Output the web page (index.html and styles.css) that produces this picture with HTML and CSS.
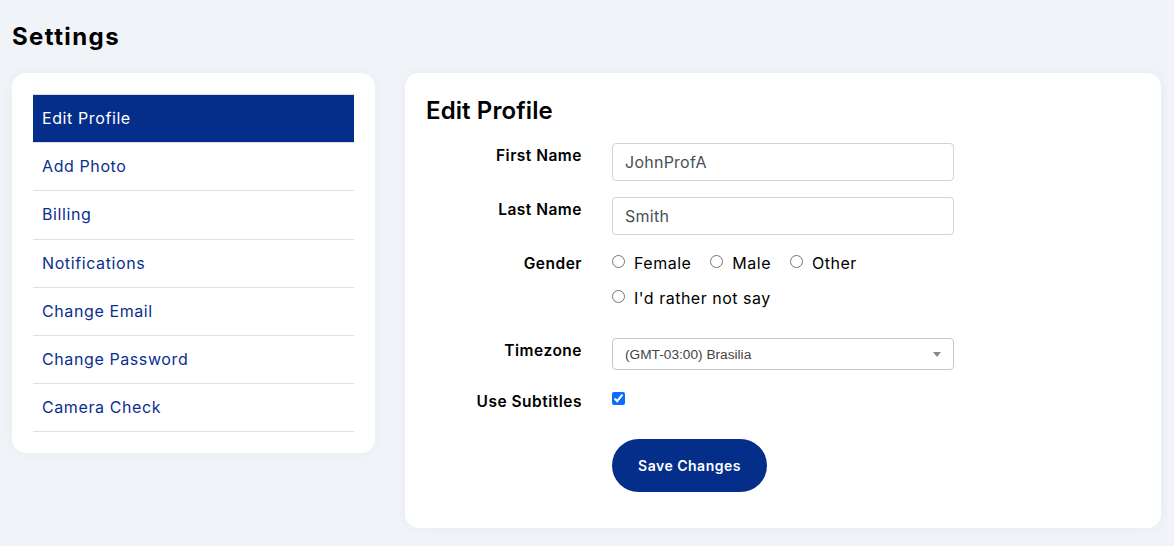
FILE: index.html
```html
<!DOCTYPE html>
<html lang="en">
<head>
<meta charset="utf-8">
<title>Settings</title>
<link rel="stylesheet" href="styles.css">
</head>
<body>
<div class="page">
  <h1 class="page-title">Settings</h1>
  <div class="layout">
    <aside class="card side-card">
      <ul class="menu">
        <li class="menu-item active">Edit Profile</li>
        <li class="menu-item">Add Photo</li>
        <li class="menu-item">Billing</li>
        <li class="menu-item">Notifications</li>
        <li class="menu-item">Change Email</li>
        <li class="menu-item">Change Password</li>
        <li class="menu-item">Camera Check</li>
      </ul>
    </aside>
    <main class="card main-card">
      <h2 class="section-title">Edit Profile</h2>
      <form class="form">
        <div class="row">
          <label class="label">First Name</label>
          <div class="field"><input class="input" type="text" value="JohnProfA"></div>
        </div>
        <div class="row">
          <label class="label">Last Name</label>
          <div class="field"><input class="input" type="text" value="Smith"></div>
        </div>
        <div class="row row-gender">
          <label class="label label-plain">Gender</label>
          <div class="field radios">
            <label class="radio"><input type="radio" name="g"><span>Female</span></label>
            <label class="radio"><input type="radio" name="g"><span>Male</span></label>
            <label class="radio"><input type="radio" name="g"><span>Other</span></label>
            <label class="radio"><input type="radio" name="g"><span>I'd rather not say</span></label>
          </div>
        </div>
        <div class="row row-tz">
          <label class="label label-tz">Timezone</label>
          <div class="field">
            <div class="select">
              <span class="select-text">(GMT-03:00) Brasilia</span>
              <span class="select-arrow"></span>
            </div>
          </div>
        </div>
        <div class="row row-sub">
          <label class="label label-plain">Use Subtitles</label>
          <div class="field"><input class="check" type="checkbox" checked></div>
        </div>
        <div class="row row-btn">
          <span></span>
          <div class="field"><button type="button" class="btn">Save Changes</button></div>
        </div>
      </form>
    </main>
  </div>
</div>
</body>
</html>
```

FILE: styles.css
```css
* { box-sizing: border-box; }
html, body { margin: 0; padding: 0; }
body {
  background: #f0f4f8;
  font-family: Inter, "Open Sans", sans-serif;
  color: #000;
  width: 1174px;
  height: 546px;
  overflow: hidden;
}
.page { padding: 20px 13px 0 12px; }
.page-title {
  margin: 0 0 20px 0;
  font-size: 24px;
  font-weight: 700;
  line-height: 33px;
  letter-spacing: 1.4px;
}
.layout { display: flex; gap: 30px; align-items: flex-start; }
.card {
  background: #fff;
  border-radius: 14px;
  box-shadow: 0 0 12px rgba(30, 50, 90, 0.04);
}
.side-card { width: 363px; padding: 21px 21px 21px 21px; }
.menu { list-style: none; margin: 0; padding: 0; border-top: 1px solid #dcdfe3; }
.menu-item {
  height: 48.2px;
  line-height: 47px;
  padding-left: 9px;
  font-size: 16px;
  letter-spacing: 0.6px;
  color: #0a2f8f;
  border-bottom: 1px solid #dcdfe3;
}
.menu-item.active { background: #042e8a; color: #fff; }
.main-card { flex: 1; padding: 21px 21px 36px 21px; height: 455px; }
.section-title {
  margin: 0 0 16px 0;
  font-size: 24px;
  font-weight: 600;
  line-height: 33px;
  letter-spacing: 0.1px;
}
.form { display: flex; flex-direction: column; }
.row { display: grid; grid-template-columns: 156px 342px; column-gap: 30px; margin-bottom: 16px; }
.label { text-align: right; font-weight: 600; font-size: 15.5px; letter-spacing: 0.5px; padding-top: 3px; line-height: 20px; }
.label-plain { padding-top: 3px; }
.input {
  width: 342px;
  height: 38px;
  border: 1px solid #ced4da;
  border-radius: 4px;
  padding: 0 12px;
  font-family: inherit;
  font-size: 16px;
  letter-spacing: 0.25px;
  color: #495057;
  outline: none;
}
.row-gender { margin-bottom: 28px; }
.radios { display: flex; flex-wrap: wrap; column-gap: 19px; row-gap: 11px; }
.radio { display: flex; align-items: center; font-size: 16px; letter-spacing: 0.5px; height: 24px; color: #000; }
.radio input { margin: 0 9px 0 0; width: 13px; height: 13px; position: relative; top: -2px; }
.radio:nth-child(4) { flex-basis: 100%; }
.select {
  position: relative;
  height: 32px;
  border: 1px solid #c5c8cc;
  border-radius: 4px;
  background: #fff;
  display: flex;
  align-items: center;
  padding-left: 12px;
}
.select-text { font-family: "Liberation Sans", Arial, sans-serif; font-size: 13.7px; color: #444; }
.select-arrow {
  position: absolute;
  right: 12px;
  top: 13px;
  border-left: 4px solid transparent;
  border-right: 4px solid transparent;
  border-top: 5px solid #888;
}
.label-tz { padding-top: 3px; }
.row-tz { margin-bottom: 19px; }
.check { margin: 3px 0 0 0; width: 13px; height: 13px; accent-color: #0a6cff; }
.row-sub { margin-bottom: 27px; }
.btn {
  width: 155px;
  height: 53px;
  border: none;
  border-radius: 27px;
  background: #042e8a;
  color: #fff;
  font-family: inherit;
  font-size: 14px;
  font-weight: 600;
  letter-spacing: 0.5px;
}
```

================

# [Directions]
Copy out all of the data word for word. Do not carry over any picture.

# [Solution for this task]
Output the web page (index.html and styles.css) that produces this picture with HTML and CSS.
FILE: index.html
```html
<!DOCTYPE html>
<html lang="en">
<head>
<meta charset="utf-8">
<title>Settings</title>
<link rel="stylesheet" href="styles.css">
</head>
<body>
<div class="page">
  <h1 class="page-title">Settings</h1>
  <div class="layout">
    <aside class="card side-card">
      <ul class="menu">
        <li class="menu-item active">Edit Profile</li>
        <li class="menu-item">Add Photo</li>
        <li class="menu-item">Billing</li>
        <li class="menu-item">Notifications</li>
        <li class="menu-item">Change Email</li>
        <li class="menu-item">Change Password</li>
        <li class="menu-item">Camera Check</li>
      </ul>
    </aside>
    <main class="card main-card">
      <h2 class="section-title">Edit Profile</h2>
      <form class="form">
        <div class="row">
          <label class="label">First Name</label>
          <div class="field"><input class="input" type="text" value="JohnProfA"></div>
        </div>
        <div class="row">
          <label class="label">Last Name</label>
          <div class="field"><input class="input" type="text" value="Smith"></div>
        </div>
        <div class="row row-gender">
          <label class="label label-plain">Gender</label>
          <div class="field radios">
            <label class="radio"><input type="radio" name="g"><span>Female</span></label>
            <label class="radio"><input type="radio" name="g"><span>Male</span></label>
            <label class="radio"><input type="radio" name="g"><span>Other</span></label>
            <label class="radio"><input type="radio" name="g"><span>I'd rather not say</span></label>
          </div>
        </div>
        <div class="row row-tz">
          <label class="label label-tz">Timezone</label>
          <div class="field">
            <div class="select">
              <span class="select-text">(GMT-03:00) Brasilia</span>
              <span class="select-arrow"></span>
            </div>
          </div>
        </div>
        <div class="row row-sub">
          <label class="label label-plain">Use Subtitles</label>
          <div class="field"><input class="check" type="checkbox" checked></div>
        </div>
        <div class="row row-btn">
          <span></span>
          <div class="field"><button type="button" class="btn">Save Changes</button></div>
        </div>
      </form>
    </main>
  </div>
</div>
</body>
</html>
```

FILE: styles.css
```css
* { box-sizing: border-box; }
html, body { margin: 0; padding: 0; }
body {
  background: #f0f4f8;
  font-family: Inter, "Open Sans", sans-serif;
  color: #000;
  width: 1174px;
  height: 546px;
  overflow: hidden;
}
.page { padding: 20px 13px 0 12px; }
.page-title {
  margin: 0 0 20px 0;
  font-size: 24px;
  font-weight: 700;
  line-height: 33px;
  letter-spacing: 1.4px;
}
.layout { display: flex; gap: 30px; align-items: flex-start; }
.card {
  background: #fff;
  border-radius: 14px;
  box-shadow: 0 0 12px rgba(30, 50, 90, 0.04);
}
.side-card { width: 363px; padding: 21px 21px 21px 21px; }
.menu { list-style: none; margin: 0; padding: 0; border-top: 1px solid #dcdfe3; }
.menu-item {
  height: 48.2px;
  line-height: 47px;
  padding-left: 9px;
  font-size: 16px;
  letter-spacing: 0.6px;
  color: #0a2f8f;
  border-bottom: 1px solid #dcdfe3;
}
.menu-item.active { background: #042e8a; color: #fff; }
.main-card { flex: 1; padding: 21px 21px 36px 21px; height: 455px; }
.section-title {
  margin: 0 0 16px 0;
  font-size: 24px;
  font-weight: 600;
  line-height: 33px;
  letter-spacing: 0.1px;
}
.form { display: flex; flex-direction: column; }
.row { display: grid; grid-template-columns: 156px 342px; column-gap: 30px; margin-bottom: 16px; }
.label { text-align: right; font-weight: 600; font-size: 15.5px; letter-spacing: 0.5px; padding-top: 3px; line-height: 20px; }
.label-plain { padding-top: 3px; }
.input {
  width: 342px;
  height: 38px;
  border: 1px solid #ced4da;
  border-radius: 4px;
  padding: 0 12px;
  font-family: inherit;
  font-size: 16px;
  letter-spacing: 0.25px;
  color: #495057;
  outline: none;
}
.row-gender { margin-bottom: 28px; }
.radios { display: flex; flex-wrap: wrap; column-gap: 19px; row-gap: 11px; }
.radio { display: flex; align-items: center; font-size: 16px; letter-spacing: 0.5px; height: 24px; color: #000; }
.radio input { margin: 0 9px 0 0; width: 13px; height: 13px; position: relative; top: -2px; }
.radio:nth-child(4) { flex-basis: 100%; }
.select {
  position: relative;
  height: 32px;
  border: 1px solid #c5c8cc;
  border-radius: 4px;
  background: #fff;
  display: flex;
  align-items: center;
  padding-left: 12px;
}
.select-text { font-family: "Liberation Sans", Arial, sans-serif; font-size: 13.7px; color: #444; }
.select-arrow {
  position: absolute;
  right: 12px;
  top: 13px;
  border-left: 4px solid transparent;
  border-right: 4px solid transparent;
  border-top: 5px solid #888;
}
.label-tz { padding-top: 3px; }
.row-tz { margin-bottom: 19px; }
.check { margin: 3px 0 0 0; width: 13px; height: 13px; accent-color: #0a6cff; }
.row-sub { margin-bottom: 27px; }
.btn {
  width: 155px;
  height: 53px;
  border: none;
  border-radius: 27px;
  background: #042e8a;
  color: #fff;
  font-family: inherit;
  font-size: 14px;
  font-weight: 600;
  letter-spacing: 0.5px;
}
```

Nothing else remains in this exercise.